In an interview with The Christian Post this week, Sandy Furnell, Miracle Hill’s, communications director, said her agency does not prevent anyone from becoming a foster parent and did not specifically turn Lesser away.

“The reality is, Miracle Hill’s existence does not prevent anyone from fostering. Anyone who wants to foster can do so through their local department of social services that is available to anyone regardless of religion, sexual orientation, whatever the case may be. No religion, whatever.

"We are not preventing anyone from becoming a foster family in this state. We are simply adding to the pool. It’s our special mission that we have,” she said. “It’s because of who we are and this is what we choose to do according to our faith.”

Furnell explained that Lesser was trying to become a mentor with a local organization called Fostering Great Ideas which is a Miracle Hill partner. Fostering Great Ideas works to improve the experience for every child in foster care.

She said Lesser was trying to mentor, not foster, through Fostering Great Ideas. When she went to the mentoring training at one point the leader of the training divided the participants into different religious groups to assign them to organizations that were in line with their religious values.

Lesser said, however, that she felt discriminated against in the program.

“I was the only Jewish person,” she told the Forward. “It was humiliating to be told essentially, Christians over here, Jews over there.”

Furnell added that matching prospective foster parents or mentors with organizations that align with their faith is in line with Fostering Great Ideas’ mission to improve the foster care experience.

“We partner with Fostering Great Ideas for mentoring with the kids who are in our children’s home, our boys’ shelter. In terms of mentors to work with, the kids who are in our children’s homes we do ask that they be like-minded in their faith with us because we are a faith-based organization. We believe people who are mentors or foster parents are in places of spiritual influence in someone’s life,” Furnell said.

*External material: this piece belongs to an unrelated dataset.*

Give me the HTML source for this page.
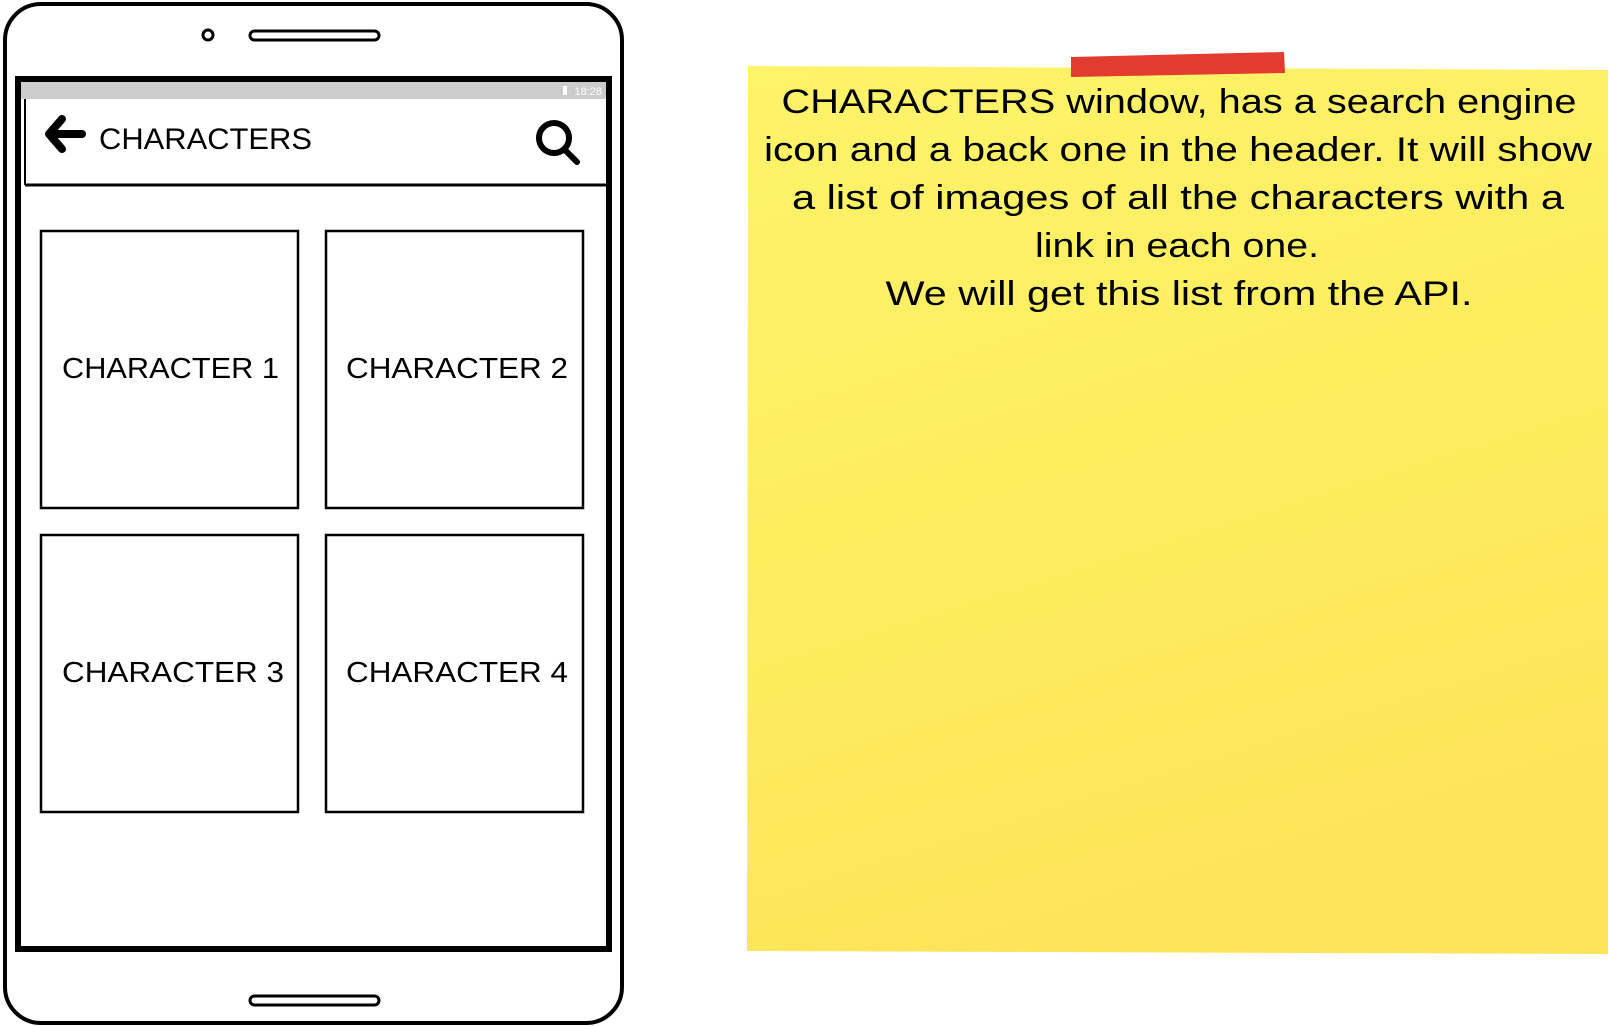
<!DOCTYPE html>
<html><head><meta charset="utf-8"><style>
html,body{margin:0;padding:0;background:#fff;width:1609px;height:1026px;overflow:hidden}
svg{display:block}
</style></head><body>
<svg width="1609" height="1026" viewBox="0 0 1609 1026" xmlns="http://www.w3.org/2000/svg" font-family="Liberation Sans, sans-serif">
<defs>
<linearGradient id="y" x1="0" y1="0" x2="0.3" y2="1">
<stop offset="0" stop-color="#fff36a"/><stop offset="0.5" stop-color="#fdee60"/><stop offset="1" stop-color="#fee45a"/>
</linearGradient>
</defs>
<!-- phone -->
<rect x="5" y="4" width="617" height="1019" rx="36" fill="#fff" stroke="#000" stroke-width="4"/>
<circle cx="208" cy="35" r="5" fill="#fff" stroke="#000" stroke-width="3"/>
<rect x="250" y="31" width="129" height="9" rx="4.5" fill="#fff" stroke="#000" stroke-width="3"/>
<rect x="250" y="996" width="129" height="9" rx="4.5" fill="#fff" stroke="#000" stroke-width="3"/>
<rect x="18" y="79" width="591" height="870" fill="#fff" stroke="#000" stroke-width="6"/>
<rect x="21" y="82" width="585" height="17" fill="#cccccc"/>
<text x="602" y="95" font-size="11" fill="#fff" text-anchor="end">18:28</text>
<rect x="563" y="86" width="4" height="9" fill="#fff"/>
<line x1="25" y1="99" x2="25" y2="185" stroke="#000" stroke-width="2"/>
<line x1="25" y1="185" x2="606" y2="185" stroke="#000" stroke-width="3"/>
<!-- back arrow -->
<path d="M62 119 L49 134 L62 149 M50 134 L82 134" fill="none" stroke="#000" stroke-width="8" stroke-linecap="round" stroke-linejoin="round"/>
<text x="99" y="149" font-size="30" textLength="213" lengthAdjust="spacingAndGlyphs">CHARACTERS</text>
<!-- search -->
<circle cx="554" cy="138" r="15" fill="none" stroke="#000" stroke-width="6"/>
<line x1="565" y1="150" x2="577" y2="162" stroke="#000" stroke-width="6" stroke-linecap="round"/>
<!-- cards -->
<g fill="#fff" stroke="#000" stroke-width="2.5">
<rect x="41" y="231" width="257" height="277"/>
<rect x="326" y="231" width="257" height="277"/>
<rect x="41" y="535" width="257" height="277"/>
<rect x="326" y="535" width="257" height="277"/>
</g>
<g font-size="29">
<text x="62" y="378" textLength="217" lengthAdjust="spacingAndGlyphs">CHARACTER 1</text>
<text x="346" y="378" textLength="222" lengthAdjust="spacingAndGlyphs">CHARACTER 2</text>
<text x="62" y="682" textLength="222" lengthAdjust="spacingAndGlyphs">CHARACTER 3</text>
<text x="346" y="682" textLength="222" lengthAdjust="spacingAndGlyphs">CHARACTER 4</text>
</g>
<!-- note -->
<polygon points="748,66 1608,70 1608,954 747,951" fill="url(#y)"/>
<polygon points="1071,57 1284,52 1285,73 1071,77" fill="#e23b2f"/>
<g font-size="34" text-anchor="middle">
<text x="1179" y="113" textLength="795" lengthAdjust="spacingAndGlyphs">CHARACTERS window, has a search engine</text>
<text x="1178" y="161" textLength="828" lengthAdjust="spacingAndGlyphs">icon and a back one in the header. It will show</text>
<text x="1178" y="209" textLength="772" lengthAdjust="spacingAndGlyphs">a list of images of all the characters with a</text>
<text x="1177" y="257" textLength="284" lengthAdjust="spacingAndGlyphs">link in each one.</text>
<text x="1179" y="305" textLength="587" lengthAdjust="spacingAndGlyphs">We will get this list from the API.</text>
</g>
</svg>
</body></html>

A spokeswoman for South Carolinas Department of Social Services told The Washington Post that there are 11 child-placement agencies in South Carolina with religious affiliations. Miracle Hill, however, is the only one that insists foster parents share its faith.

The social services agency wrote to Miracle Hill in January 2018 and outlined that it breached a federal regulation instituted by the Department of Health and Human Services near the end of President Barack Obama’s second term that bans discrimination in all HHS programs.

South Carolina Gov. Henry McMaster has sought to get an exemption for Miracle Hill from HHS but the agency has yet to make a decision.

An HHS spokesman told The Washington Post the issue was one of “religious freedom,” and signaled that the federal agency was open to allowing the funding.

“The request from the governor of South Carolina on religious freedom and foster care agencies has been received by HHS and is currently under consideration,” he said.

Furnell said that while Miracle Hill is hopeful for a positive outcome, they remain concerned about the future of their foster program which operated without government funding for some 27 years of their 30 year operation.

“Our ministry has been operating since 1988 and I believe it wasn’t until three years ago that we took any government funding at all. So for about 27 years we did not have any government funding. We did foster care completely on our own and the reason why we started to take some funding was because DSS asked us to step up our recruitment efforts and we said ‘Ok, we’d be happy to do that, if we’re able to get a little bit more support because we only have so much funding. But we would love to do more if we could,’” she said.

According to The Washington Post, Miracle Hill received nearly $600,000 in state and federal money in the last fiscal year to support foster care families. Reid Lehman, the ministry’s leader, said he would rather drop out of those government programs if they insist on sacrificing their faith-based policy that's been in place since 1988.

Furnell said because of Miracle Hill’s efforts, they were able to “greatly increase” the number of foster homes in their area.

Even if Miracle Hill chose to forgo working with government agencies to help place children with foster families, Furnell said the issue of their operating license would still hamstring the foster care ministry without an exemption from HHS.

“At this point I think the greater issue is whether we are allowed to exist or not because when Department of Social Services wrote to us, they basically said, this goes against various policies; you can’t do this so we won’t license you unless you change. And so if we are not allowed to be licensed then we can no longer even participate in the system,” she said.

“Even if we did not take government funding at all, if we are not allowed to be licensed, if the Department of Social Services won’t license us because of how we operate, then we can no longer even participate in the process,” Furnell stressed. “That is getting lost on a lot of people. Do we have a right to even exist as a faith-based foster care program? If we’re not licensed we can’t work with the kids that come with the system. We won’t be allowed to, even if we don’t accept government funds,” she said.

She explained that they're operating on a provisional license from the DSS but it will expire on Jan. 27.

“We are hopeful and we feel confident that DSS will renew another provisional license but we don’t know what the Department of Health and Human Services is going to say,” she said.

Each provisional license is issued for a maximum of six months but Furnell noted that only the DSS can decide how long they will keep issuing a provisional license.

“We feel that probably [they] would want to because we provide such good service for foster care in our area. So we feel that it would obviously be in their best interest to continue to renew that,” she added. “We of course would love to continue to serve our families and serve children in this area as long and as much as possible. Of course funding will depend on our community support. We do what we can with the support that is given by our community,” she said.

For now, Furnell explained, Miracle Hill is hoping the HHS will allow them to continue serving their community according to their faith.

“We are still awaiting. We have not gotten a response from the Department of Health and Human Services yet. And we’re not the only organization across the country that need some clarification on this as well,” she said.